- The paper presents a new discourse-level dataset with 726 articles and over 29,000 sentences to enhance NER and relation extraction in Chinese literature.
- It introduces two tagging frameworks—heuristic and machine auxiliary tagging—to improve annotation consistency and reduce workload.
- Experimental outcomes demonstrate that CRF outperforms Bi-LSTM for NER, setting a benchmark for future research in literary text analysis.
Discourse-Level Named Entity Recognition and Relation Extraction for Chinese Literature
This paper addresses the complex task of Named Entity Recognition (NER) and Relation Extraction (RE) within the context of Chinese literature. Due to the intricacies of rhetorical devices and the lack of adequate datasets, this task presents significant challenges. The authors present a new discourse-level dataset derived from hundreds of Chinese literary articles to advance research in this domain.
Dataset Construction
The dataset encompasses approximately 726 Chinese literature articles, comprising over 29,000 sentences and 100,000 characters. The annotation process spanned 300 person-hours, engaging five annotators over three months. Unlike conventional sentence-level datasets, this discourse-level dataset benefits from additional context information provided by interconnected passages.
To tackle the consistency issues in annotation, the authors proposed two methods:
- Heuristic Tagging: This method involves the application of generic disambiguating rules to maintain consistency across annotations. For example, adjectives are removed from entities, simplifying annotation guidelines and reducing data sparsity issues.

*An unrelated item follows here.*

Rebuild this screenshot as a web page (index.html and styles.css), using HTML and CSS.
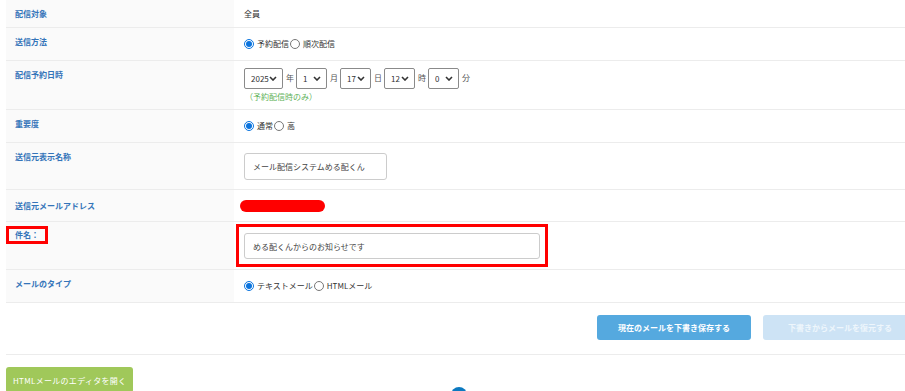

- Machine Auxiliary Tagging: This approach uses machine learning to assist annotators by predicting labels on a subset of the corpus based on learned annotation standards. Discrepancies between machine-predicted and human-annotated tags highlight areas requiring additional attention, thereby reducing annotator workload.
Tagging Framework
The paper introduces seven entity labels and nine relation labels tailored to literary text. Notably, new categories such as "Thing," "Time," and "Metric" enhance the model's ability to parse nuanced literature language. The entity and relation tags are detailed with examples, contributing to the model’s robustness.
Experimental Outcomes
The paper evaluates several models on the proposed dataset, including Bi-LSTM and CRF for NER tasks. CRF outperformed Bi-LSTM, demonstrating superior accuracy, a result possibly due to the feature-rich template used by CRF.
For RE tasks, the paper compares various neural network architectures such as RNNs, CNNs, and LSTMs, indicating different levels of performance with nuanced embeddings and additional semantic features. Widely used models, including the recursive neural network and CNN-based methods, provide baseline metrics for this task.
Implications and Future Directions
This work lays the foundation for future research endeavors by providing a discourse-level dataset explicitly designed for Chinese literature. The introduction of adaptable tagging methodologies enhances dataset consistency, which is crucial for the complexity inherent in literary texts.
This research opens avenues for applying the dataset to advanced NER and RE models, potentially improving the understanding and analysis of literary documents. Future developments could explore more sophisticated machine learning techniques, like transformer-based models, to capture the intricate relations and entities present in literature more effectively.
The paper provides an essential dataset that acts as both a benchmark and a resource for advancing NER and RE tasks in the unique and challenging field of Chinese literary text analysis.